END SHAKE. Axial play, or necessary clearance between the ends or shoulders of an arbor and the bearing surfaces.
END STONE. An end-plate made of a jewel. A small disc of jewel upon which a watch pivot rests; particularly for the balance staff pivot. It is generally fixed to the balance cock by means of screws. In continental watches, the end-plate was a polished steel plate screwed to the balance cock. It is called a 'coqueret' (q.v.). Endstones are also referred to as 'cap jewels.'
ENDLESS SCREW. Also called a 'worm' or tangent screw.
ENGINE TURNING. Decoration performed by an engine-turning lathe, producing a variety of patterns on a metal surface. It is also known as 'guilloché'It was a very popular method of decorating watch cases from about 1770, often being overlaid with transparent or translucent enamel.

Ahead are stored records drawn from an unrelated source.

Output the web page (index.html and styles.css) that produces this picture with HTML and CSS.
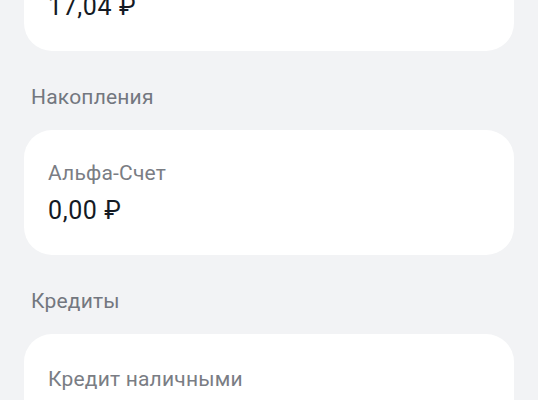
FILE: index.html
```html
<!DOCTYPE html>
<html lang="ru">
<head>
<meta charset="utf-8">
<title>Счета</title>
<link rel="stylesheet" href="styles.css">
</head>
<body>
<main class="screen">
  <section class="group">
    <div class="card">
      <div class="card-amount">17,04 ₽</div>
    </div>
  </section>
  <section class="group">
    <h2 class="group-title">Накопления</h2>
    <div class="card">
      <div class="card-label">Альфа-Счет</div>
      <div class="card-amount">0,00 ₽</div>
    </div>
  </section>
  <section class="group">
    <h2 class="group-title">Кредиты</h2>
    <div class="card">
      <div class="card-label">Кредит наличными</div>
      <div class="card-amount">0,00 ₽</div>
    </div>
  </section>
</main>
</body>
</html>
```

FILE: styles.css
```css
html, body {
  margin: 0;
  padding: 0;
  background: #f2f3f5;
  overflow: hidden;
}

body {
  font-family: Roboto, "Noto Sans", "Liberation Sans", sans-serif;
  -webkit-font-smoothing: antialiased;
}

.screen {
  display: flex;
  flex-direction: column;
  padding: 0 24px;
  margin-top: -39px;
}

.group {
  display: flex;
  flex-direction: column;
}

.group-title {
  margin: 34px 0 21px 7px;
  font-size: 21px;
  line-height: 24px;
  font-weight: 400;
  color: #73777f;
  letter-spacing: 0.2px;
}

.card {
  background: #ffffff;
  border-radius: 28px;
  padding: 31px 24px 29px;
  display: flex;
  flex-direction: column;
  gap: 11px;
}

.group + .group + .group .card {
  padding-top: 33px;
}

.card-label {
  font-size: 21px;
  line-height: 24px;
  color: #7a7d84;
  letter-spacing: 0.2px;
}

.card-amount {
  font-size: 25px;
  line-height: 30px;
  color: #141a24;
  letter-spacing: 0.6px;
}
```
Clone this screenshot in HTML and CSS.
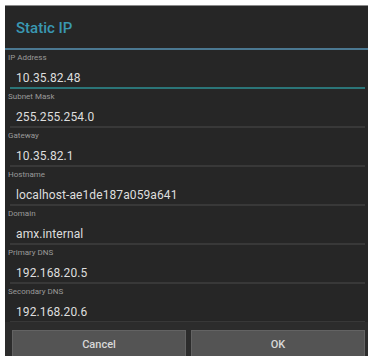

ENGLISH LEVER ESCAPEMENT. A lever escapement in which the escape wheel teeth are pointed, the impulse being taken entirely by the pallet-stones; the lift is entirely on the pallets. See also LEVER ESCAPEMENT.
ENTRY PALLET. The receiving pallet, which receives impulses from the escape wheel teeth as they enter. The exit pallet, or discharging pallet, receives impulse as the teeth leave.
EQUATION OF TIME. Adding to or subtracting from true solar (sun) time the amount necessary to obtain mean time, mean time being the average length of all the solar days in the year, which is therefore a mathematical division. The 'equation' was worked out by John Flamsteed in about 1670. He tabulated the difference between noon mean time and true solar noon. The tables were used to check a watch against a sun dial. A few watches have been made to show the equation on a subsidiary dial. Watch papers were sometimes printed giving the equation.
ESCAPEMENT. That part of the movement which controls the release of the motive power. The escapement both controls the release of the driving force and also imparts energy (impulses) to the balance to maintain it in oscillation. The regularity with which this dual action takes place is controlled by the balance and its spring. The timekeeping properties of an escapement, therefore, depend essentially upon the balance and spring.
Escapements may be classified as:
(1) Frictional rest, in which the balance is constantly in contact with a part of the escapement - e.g. (a) recoil escapements in which the locking faces are eccentric, causing a recoil of the escape wheel. (b) dead-beat escapements, with concentric locking faces, which give no recoil.
(2) Detached escapement, in which the balance is detached from the escapement except at the time of locking and receiving impulse. The verge escapement is an example of 1(a). The cylinder is an example of 1(b) and the lever an example of 2. A single beat escapement gives a single impulse for each double swing of the balance. The duplex and the chronometer detent escapement are examples. A constant-force escapement employs an intermediate spring, a 'remontoire', wound periodically by the train, which spring impulses the balance.
ESCAPE WHEEL. The last wheel in the going train, which permits 'escape' of the motive power, giving impulse to the balance. It is alternately locked and released.